**SHORT TASK**. Copy out all lines that hold "this".

**MATERIAL TO PROCESS**.

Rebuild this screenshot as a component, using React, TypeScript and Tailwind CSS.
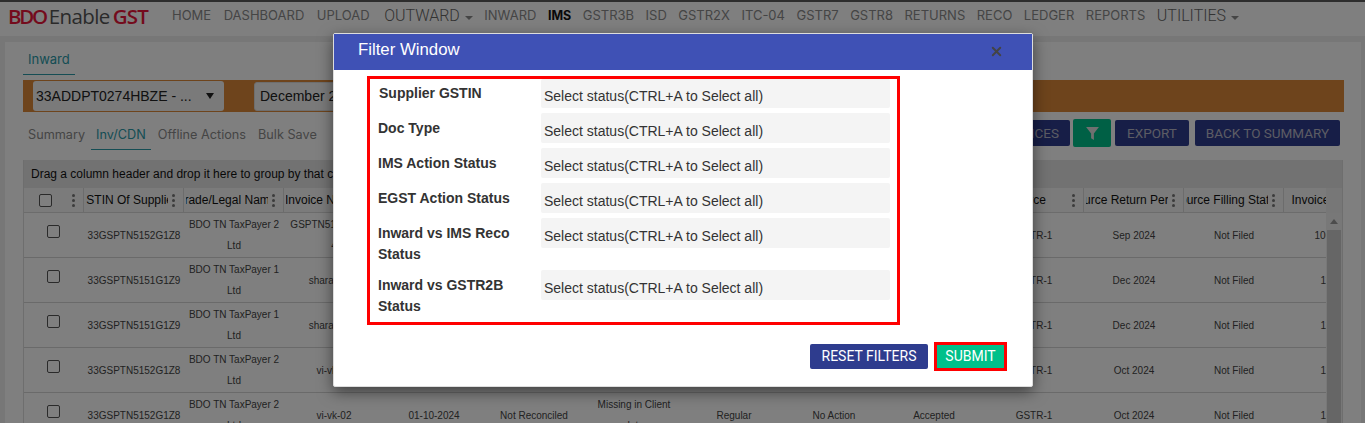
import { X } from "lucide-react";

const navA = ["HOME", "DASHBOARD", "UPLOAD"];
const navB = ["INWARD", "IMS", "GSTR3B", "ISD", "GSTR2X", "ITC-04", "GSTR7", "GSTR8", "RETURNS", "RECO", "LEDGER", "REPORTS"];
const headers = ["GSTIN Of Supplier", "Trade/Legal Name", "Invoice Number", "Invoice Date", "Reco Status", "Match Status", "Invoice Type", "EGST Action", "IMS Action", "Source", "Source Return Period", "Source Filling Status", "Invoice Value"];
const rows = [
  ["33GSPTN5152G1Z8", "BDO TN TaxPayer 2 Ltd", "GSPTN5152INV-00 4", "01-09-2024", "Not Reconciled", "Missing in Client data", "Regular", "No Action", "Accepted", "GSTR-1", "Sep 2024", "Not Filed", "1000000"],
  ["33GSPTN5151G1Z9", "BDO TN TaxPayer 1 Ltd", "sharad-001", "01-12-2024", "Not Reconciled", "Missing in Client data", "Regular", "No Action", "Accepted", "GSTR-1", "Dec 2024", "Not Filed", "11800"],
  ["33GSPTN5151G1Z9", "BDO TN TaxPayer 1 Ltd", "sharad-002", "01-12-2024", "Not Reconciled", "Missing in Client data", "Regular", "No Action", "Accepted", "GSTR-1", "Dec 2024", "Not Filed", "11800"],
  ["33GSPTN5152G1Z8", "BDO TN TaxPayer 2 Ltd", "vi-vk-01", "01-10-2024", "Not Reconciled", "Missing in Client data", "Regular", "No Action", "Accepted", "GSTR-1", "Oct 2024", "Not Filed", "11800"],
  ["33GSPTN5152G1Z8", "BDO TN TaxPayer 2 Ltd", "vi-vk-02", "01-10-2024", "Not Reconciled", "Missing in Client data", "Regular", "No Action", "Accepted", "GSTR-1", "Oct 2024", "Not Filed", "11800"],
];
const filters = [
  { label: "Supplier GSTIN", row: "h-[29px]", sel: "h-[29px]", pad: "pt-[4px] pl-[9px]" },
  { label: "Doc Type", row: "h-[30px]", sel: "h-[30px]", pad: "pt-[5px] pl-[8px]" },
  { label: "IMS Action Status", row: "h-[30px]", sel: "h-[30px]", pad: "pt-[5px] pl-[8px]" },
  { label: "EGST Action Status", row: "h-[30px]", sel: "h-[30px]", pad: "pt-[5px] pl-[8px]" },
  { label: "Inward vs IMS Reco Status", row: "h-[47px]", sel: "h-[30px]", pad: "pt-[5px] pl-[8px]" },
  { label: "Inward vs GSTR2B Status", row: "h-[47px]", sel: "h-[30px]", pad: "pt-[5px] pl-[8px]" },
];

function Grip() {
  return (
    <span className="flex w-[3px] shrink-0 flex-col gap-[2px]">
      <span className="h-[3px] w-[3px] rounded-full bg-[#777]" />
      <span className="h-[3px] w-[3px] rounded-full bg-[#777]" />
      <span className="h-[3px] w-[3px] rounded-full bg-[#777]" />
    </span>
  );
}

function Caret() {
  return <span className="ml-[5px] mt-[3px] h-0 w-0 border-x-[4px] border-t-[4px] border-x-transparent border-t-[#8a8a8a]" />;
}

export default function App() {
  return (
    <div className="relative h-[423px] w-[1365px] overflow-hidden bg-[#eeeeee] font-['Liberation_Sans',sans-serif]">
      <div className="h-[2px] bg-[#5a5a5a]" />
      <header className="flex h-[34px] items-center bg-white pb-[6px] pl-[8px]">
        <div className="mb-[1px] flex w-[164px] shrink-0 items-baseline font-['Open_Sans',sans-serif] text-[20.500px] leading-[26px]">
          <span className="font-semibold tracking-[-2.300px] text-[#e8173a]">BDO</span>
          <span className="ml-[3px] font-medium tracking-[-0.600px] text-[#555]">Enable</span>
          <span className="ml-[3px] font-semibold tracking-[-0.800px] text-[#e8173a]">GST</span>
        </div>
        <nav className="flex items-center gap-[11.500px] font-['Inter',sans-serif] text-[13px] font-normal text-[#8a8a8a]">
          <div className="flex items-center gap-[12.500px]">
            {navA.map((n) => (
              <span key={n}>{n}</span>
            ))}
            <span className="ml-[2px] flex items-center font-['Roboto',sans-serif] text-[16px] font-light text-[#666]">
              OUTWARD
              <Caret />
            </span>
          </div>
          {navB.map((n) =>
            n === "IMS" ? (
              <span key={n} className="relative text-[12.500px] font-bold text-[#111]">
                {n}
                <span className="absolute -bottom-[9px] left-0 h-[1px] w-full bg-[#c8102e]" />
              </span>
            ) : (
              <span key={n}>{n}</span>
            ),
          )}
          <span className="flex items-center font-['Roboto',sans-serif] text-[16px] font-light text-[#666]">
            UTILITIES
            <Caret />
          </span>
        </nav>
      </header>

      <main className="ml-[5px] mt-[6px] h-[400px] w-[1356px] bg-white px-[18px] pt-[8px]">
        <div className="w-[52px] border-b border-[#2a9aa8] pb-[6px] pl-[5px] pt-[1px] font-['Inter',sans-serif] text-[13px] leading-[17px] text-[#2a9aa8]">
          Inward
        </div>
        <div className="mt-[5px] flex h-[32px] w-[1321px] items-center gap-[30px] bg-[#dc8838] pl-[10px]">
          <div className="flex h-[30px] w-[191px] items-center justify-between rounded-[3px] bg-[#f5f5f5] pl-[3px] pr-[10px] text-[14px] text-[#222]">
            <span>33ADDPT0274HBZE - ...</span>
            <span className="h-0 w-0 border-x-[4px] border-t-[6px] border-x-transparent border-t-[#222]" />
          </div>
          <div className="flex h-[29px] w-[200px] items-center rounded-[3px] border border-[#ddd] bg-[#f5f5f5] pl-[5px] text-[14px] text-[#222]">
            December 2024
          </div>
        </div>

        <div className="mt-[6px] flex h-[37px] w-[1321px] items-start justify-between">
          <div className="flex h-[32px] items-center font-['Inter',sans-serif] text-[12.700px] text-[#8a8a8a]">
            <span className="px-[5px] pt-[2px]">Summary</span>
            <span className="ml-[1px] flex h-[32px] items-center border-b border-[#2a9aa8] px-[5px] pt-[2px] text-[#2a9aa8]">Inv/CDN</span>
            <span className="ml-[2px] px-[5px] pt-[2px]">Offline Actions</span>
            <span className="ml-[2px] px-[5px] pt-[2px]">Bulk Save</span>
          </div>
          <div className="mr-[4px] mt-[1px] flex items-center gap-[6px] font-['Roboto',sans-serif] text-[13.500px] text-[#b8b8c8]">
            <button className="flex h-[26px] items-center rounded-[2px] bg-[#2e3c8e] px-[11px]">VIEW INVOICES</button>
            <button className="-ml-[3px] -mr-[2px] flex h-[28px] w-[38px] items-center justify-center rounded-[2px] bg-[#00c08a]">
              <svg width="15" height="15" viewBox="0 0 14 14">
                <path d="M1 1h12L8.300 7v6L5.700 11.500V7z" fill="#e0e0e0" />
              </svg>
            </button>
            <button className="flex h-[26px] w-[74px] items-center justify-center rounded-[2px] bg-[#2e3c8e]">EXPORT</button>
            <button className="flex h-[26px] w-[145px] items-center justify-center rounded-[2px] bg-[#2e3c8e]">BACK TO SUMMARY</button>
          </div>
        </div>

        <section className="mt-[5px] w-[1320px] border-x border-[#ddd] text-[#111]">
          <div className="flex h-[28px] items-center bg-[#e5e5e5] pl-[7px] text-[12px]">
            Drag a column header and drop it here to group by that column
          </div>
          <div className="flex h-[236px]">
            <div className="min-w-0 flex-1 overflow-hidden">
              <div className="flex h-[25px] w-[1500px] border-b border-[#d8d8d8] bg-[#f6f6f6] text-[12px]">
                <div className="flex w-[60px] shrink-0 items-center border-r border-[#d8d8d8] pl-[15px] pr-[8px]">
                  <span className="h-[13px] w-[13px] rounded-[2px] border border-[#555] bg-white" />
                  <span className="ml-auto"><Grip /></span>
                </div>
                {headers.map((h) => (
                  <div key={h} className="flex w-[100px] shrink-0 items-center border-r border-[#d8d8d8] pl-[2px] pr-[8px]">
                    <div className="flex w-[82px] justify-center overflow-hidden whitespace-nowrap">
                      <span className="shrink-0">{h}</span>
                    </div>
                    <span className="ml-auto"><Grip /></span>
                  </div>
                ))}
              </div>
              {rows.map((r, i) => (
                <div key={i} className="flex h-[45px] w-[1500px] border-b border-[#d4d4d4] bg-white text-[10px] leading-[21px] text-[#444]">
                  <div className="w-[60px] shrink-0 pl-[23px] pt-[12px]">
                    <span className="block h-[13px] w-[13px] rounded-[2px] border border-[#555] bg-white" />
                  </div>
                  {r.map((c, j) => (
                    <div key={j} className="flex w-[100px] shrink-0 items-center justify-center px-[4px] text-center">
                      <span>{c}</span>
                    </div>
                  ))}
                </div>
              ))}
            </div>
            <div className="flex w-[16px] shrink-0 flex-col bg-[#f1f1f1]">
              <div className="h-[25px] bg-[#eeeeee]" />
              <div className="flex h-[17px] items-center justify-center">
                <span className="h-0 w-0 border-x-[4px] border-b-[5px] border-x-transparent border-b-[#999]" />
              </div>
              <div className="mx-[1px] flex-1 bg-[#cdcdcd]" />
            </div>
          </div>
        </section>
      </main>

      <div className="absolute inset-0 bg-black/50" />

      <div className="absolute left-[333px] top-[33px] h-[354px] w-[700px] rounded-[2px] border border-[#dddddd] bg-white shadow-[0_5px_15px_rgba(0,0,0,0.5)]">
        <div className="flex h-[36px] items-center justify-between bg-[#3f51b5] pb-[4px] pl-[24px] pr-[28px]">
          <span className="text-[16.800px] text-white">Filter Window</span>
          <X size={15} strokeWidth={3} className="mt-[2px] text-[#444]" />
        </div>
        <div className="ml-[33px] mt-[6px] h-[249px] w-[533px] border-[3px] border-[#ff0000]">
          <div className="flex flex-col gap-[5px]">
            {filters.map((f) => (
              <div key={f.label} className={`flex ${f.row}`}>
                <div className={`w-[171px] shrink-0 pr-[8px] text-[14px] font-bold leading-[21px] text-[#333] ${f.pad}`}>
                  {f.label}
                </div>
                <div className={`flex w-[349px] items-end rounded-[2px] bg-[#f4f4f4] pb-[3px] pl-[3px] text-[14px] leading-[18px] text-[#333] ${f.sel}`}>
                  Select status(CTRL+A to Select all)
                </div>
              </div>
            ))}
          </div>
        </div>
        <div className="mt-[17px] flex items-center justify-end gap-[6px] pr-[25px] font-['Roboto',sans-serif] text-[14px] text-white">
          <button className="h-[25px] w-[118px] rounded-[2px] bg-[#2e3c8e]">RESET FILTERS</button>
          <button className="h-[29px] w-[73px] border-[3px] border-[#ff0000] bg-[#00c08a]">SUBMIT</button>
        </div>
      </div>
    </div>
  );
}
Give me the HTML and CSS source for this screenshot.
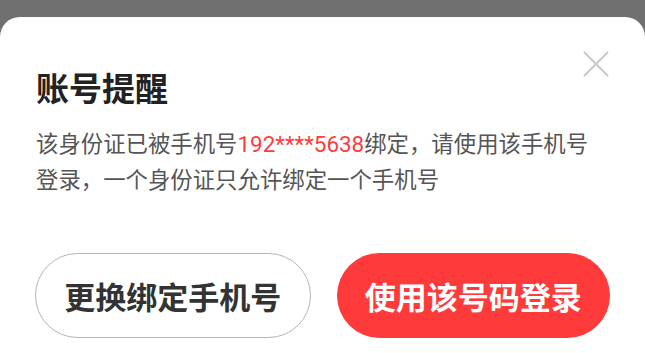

**COMPLETE ANSWER**.
Rebuild this screenshot as a component, using React, TypeScript and Tailwind CSS.
Give me the HTML and CSS source for this screenshot.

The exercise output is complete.